Le Pacte Briand-Kellogg venait d’entrer en vigueur, le 24 juillet 1929, quand Briand, à Genève, lance l’idée d’Europe fédérale, Leger pendant tout l’hiver met au point le Memorandum qui en jette les bases, il est soumis aux capitales européennes en mai 1930.
Nombre d’intellectuels sont acquis à l’idée d’union européenne, Paul Valéry notamment, qui lors d’une conférence donnée à l’université de Zurich en 1922, considère l’héritage culturel grec, le droit romain et l’unité chrétienne comme les trois piliers de l’Europe, le plus actif d’entre eux étant le comte Coudenhove-Kalergi, inlassable promoteur d’une Paneurope à partir de 1923, et encore après la guerre. Alexis Leger a correspondu avec Valéry comme avec Coudenhove-Kalergi.
Certains voient aussi dans une union européenne un moyen pour elle d’exister face aux géants américain et soviétique, tel le géographie Albert Demangeon, dont l’ouvrage, Le Déclin de l’Europe (1920), aura un grand succès. L’industriel luxembourgeois Emile Mayrish jouera un rôle déterminant dans les négociations qui vont mener à la signature de la convention de l’Entente internationale de l’Acier, le 30 septembre 1926 à Bruxelles, par les sidérurgistes français, allemands (y compris sarrois), belges et luxembourgeois, ancêtre de la Communauté européenne du charbon et de l’acier (CECA)
Mayrish aussi réunit chez lui, à Colpach, nombre d’intellectuels français, allemands ou originaires d’autres pays européens, pour promouvoir l’idée d’une communauté de culture européenne. Parmi eux, Walter Rathenau, Karl Jaspers, Ernst Robert Curtius, mais aussi plusieurs amis et relations d’Alexis Leger dont André Gide, Jacques Rivière, Paul Claudel, Jean Schlumberger et bien sûr, Louise Weiss et Richard Coudenhove-Kalergi.
… suivie d’un échec
Mais l’évacuation de la Ruhr, pensée comme un geste de bonne volonté par la France, a été l’occasion d’un regain de nationalisme et de xénophobie en Allemagne, attisé par un jeune parti, le NSDAP (photo ci-contre, Munich, 1923).
Gustav Stresemann, l’homologue allemand de Briand en Allemagne, meurt le 3 octobre 1929, Emile Mayrisch l’année précédente, dans un accident de voiture.

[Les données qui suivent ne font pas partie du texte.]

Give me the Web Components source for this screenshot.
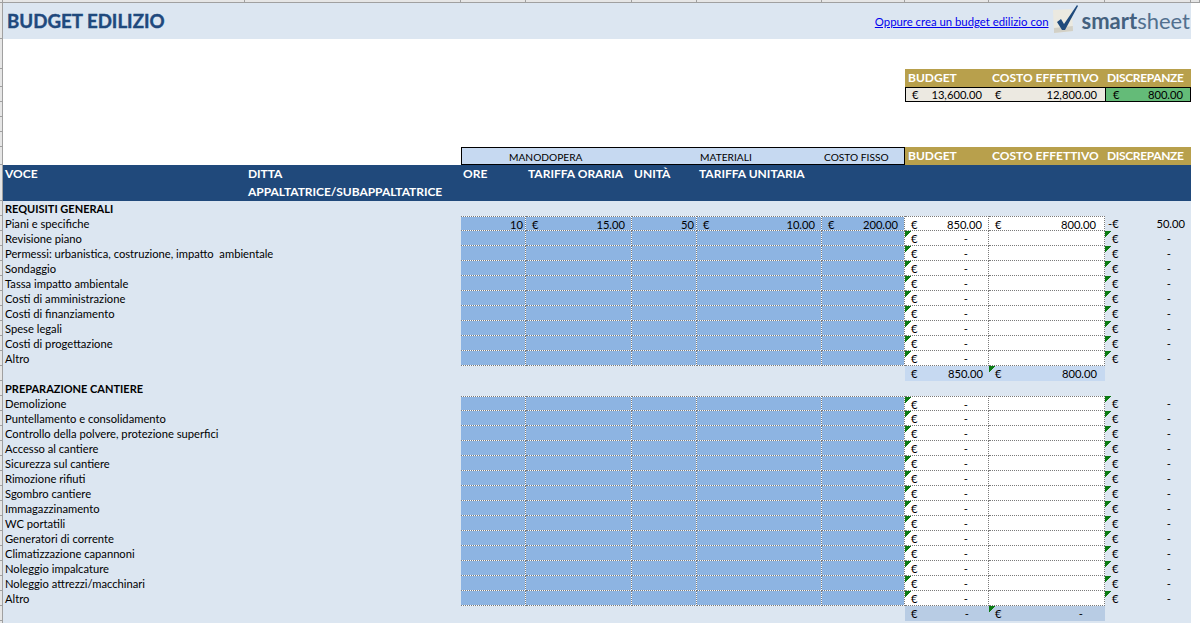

Le krach boursier de New York (24-29 octobre 1929) marque le début d’une grande dépression et de la plus grande crise économique du XXe siècle. Il déstabilise notamment les politiques économiques allemandes, le plan Young (il avait remplacé le plan Dawes en juin 1929) entraîne le retrait brutal des capitaux américains d’Allemagne, ce qui permet dans une certaine mesure l’arrivée au pouvoir du NSDAP.
Les nationaux-socialistes obtiennent quelques succès aux élections régionales de 1929, mais aux élections générales de septembre 1930, ils obtiennent 6,4 millions de voix et remportent 107 sièges au Reichstag (Parlement allemand).
Ci-contre, Munich, 1933.
Fin 1930, la Société des Nations écoute le rapport de Briand sur le Memorandum, chacun s’exprime, approuve plus ou moins, émet des réserves, une commission est créée, elle se réunira 6 fois. Sans aboutir.
On ne reprendra l’idée qu’après la guerre mais sur des bases nouvelles, plus économiques que politiques.